If you asked 100 people to identify their greatest source of wealth, you are likely to receive a range of answers. Those answers may vary based on age, earning potential, or personal circumstances. But one thing most answers have in common is that they involve quickly weighing current liquid and non-liquid assets and liabilities, and determining which has the greatest net impact on their financial bottom line.
Evaluating sources of wealth
What is your greatest source of wealth?
Many people would answer their homes. After all, for many, home and land ownership represents the most substantial investment of their lives. For many, in fact, home ownership is the physical embodiment of achieving the American dream. Instead of sinking countless dollars into rent, home owners build equity.

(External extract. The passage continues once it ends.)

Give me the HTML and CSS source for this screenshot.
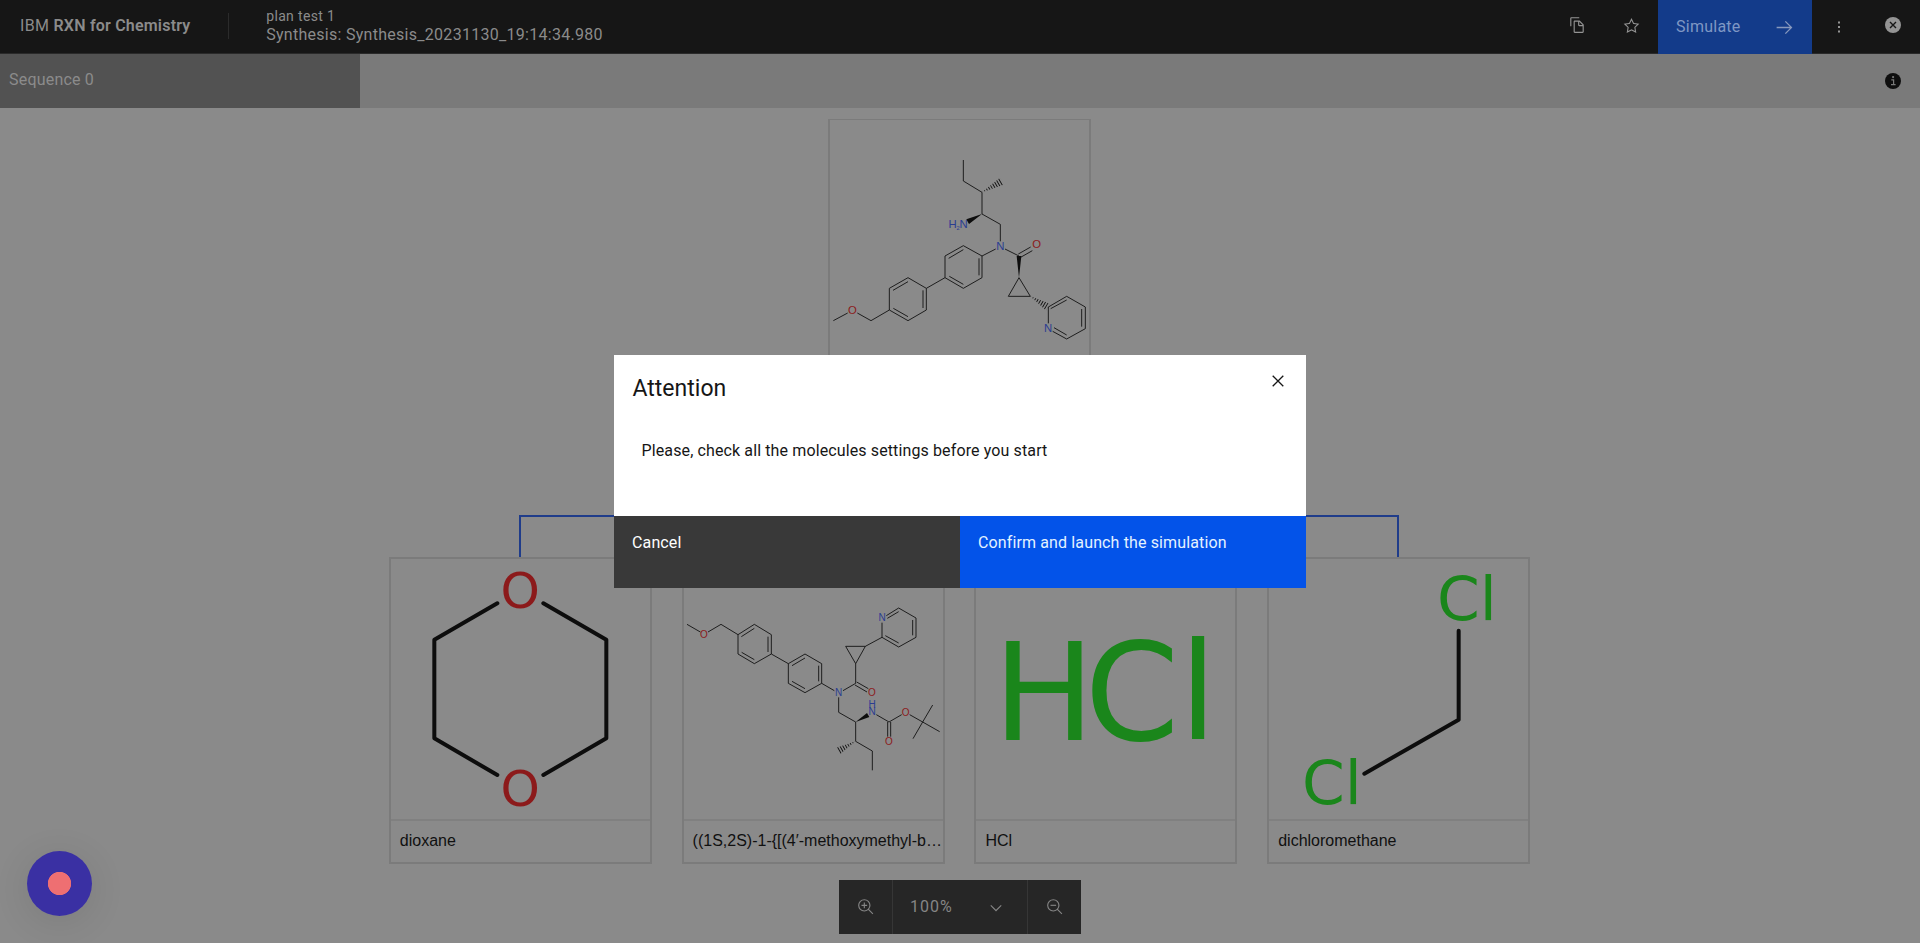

In addition, real estate increases in value. As a source of wealth, a house is certainly a top contender. And it is a great one. But is it the greatest?
What about your stock portfolio or perhaps liquid assets? Could they be the greatest source of wealth?
Identifying the greatest source of wealth
Every source of wealth listed above is important, but the greatest is one that can’t be quantified. It comes with no quarterly statement of earnings or even an appraised value. You can’t deduct its value on your taxes, nor will you find it in a bank vault or a personal safe.
Your greatest source of wealth is your health. You read that properly. It’s your health.
Your health is the ultimate source of wealth not only in a metaphorical sense, though that is a crucial point. It is also true in a very real, and very valuable monetary sense.
Healthy people, for example, have the opportunity to earn more money over the course of their lifetimes. By taking fewer sick days, healthy hourly workers earn more than their less healthy peers in the short run. In the longer run, salaried employees who have taken fewer weeks off for surgeries or other health issues are the employees who will first be considered for promotions (and the accompanying higher salaries).
From an even longer-range perspective, healthy employees are able to retire at a later age, giving them much more earning power over the course of their lives. If a strong, healthy, 65-year-old woman chooses to work until she is 67, she has the opportunity to accumulate far more income than a colleague who has is forced to retire early at age 60 due to failing health.
For those with a pension, the financial outcome for the healthy is even more rosy. Depending on the policy of the company for whom they work, the fictional employee who had to retire early due to ill-health may get a double whammy. In some cases, the pension received grows for every additional year you work. Retiring early, therefore, means that not only are you short your regular pay, you’re also short a substantial portion of your potential pension earnings.
The difference in employment-based earnings is only one aspect of what makes health your greatest source of wealth. Not only does your health determine (in part), how much wealth you have coming in, but it also determines (in part) how much wealth you have going out.
The costs of health care are rising. There is no way to predict how the American health care system will be structured a decade from now, but one thing is sure. Insurance premiums, co-pays, medication, durable medical equipment, and other medical expenditures will constitute a hefty share of the budget of a person who is ill. For a person who is healthy, the budget drain is substantially less. That means more money in your pocket to invest elsewhere.
Health truly is your greatest source of wealth. Great health means more money coming in and less money going out. The reverse is true for poor health. That makes putting time and energy into maximizing and protecting your health, one of the smartest investments you’ll ever make. Great health has short and long-range payouts.
Embracing life to the full
Though the fiscal payouts are certainly impressive, the most impressive payout for great health is much less tangible. That payout is measured in not in dollars, but in enjoyment of life. Wealth means nothing if you’re too physically compromised to live it to the full. You can have all the wealth in the world, but if you don’t have the health to enjoy it, how does it benefit you? Having health and wealth allows you to enjoy life and travel to other countries like Israel and other countries.
Fiscally and physically, health is and will always be our greatest source of wealth.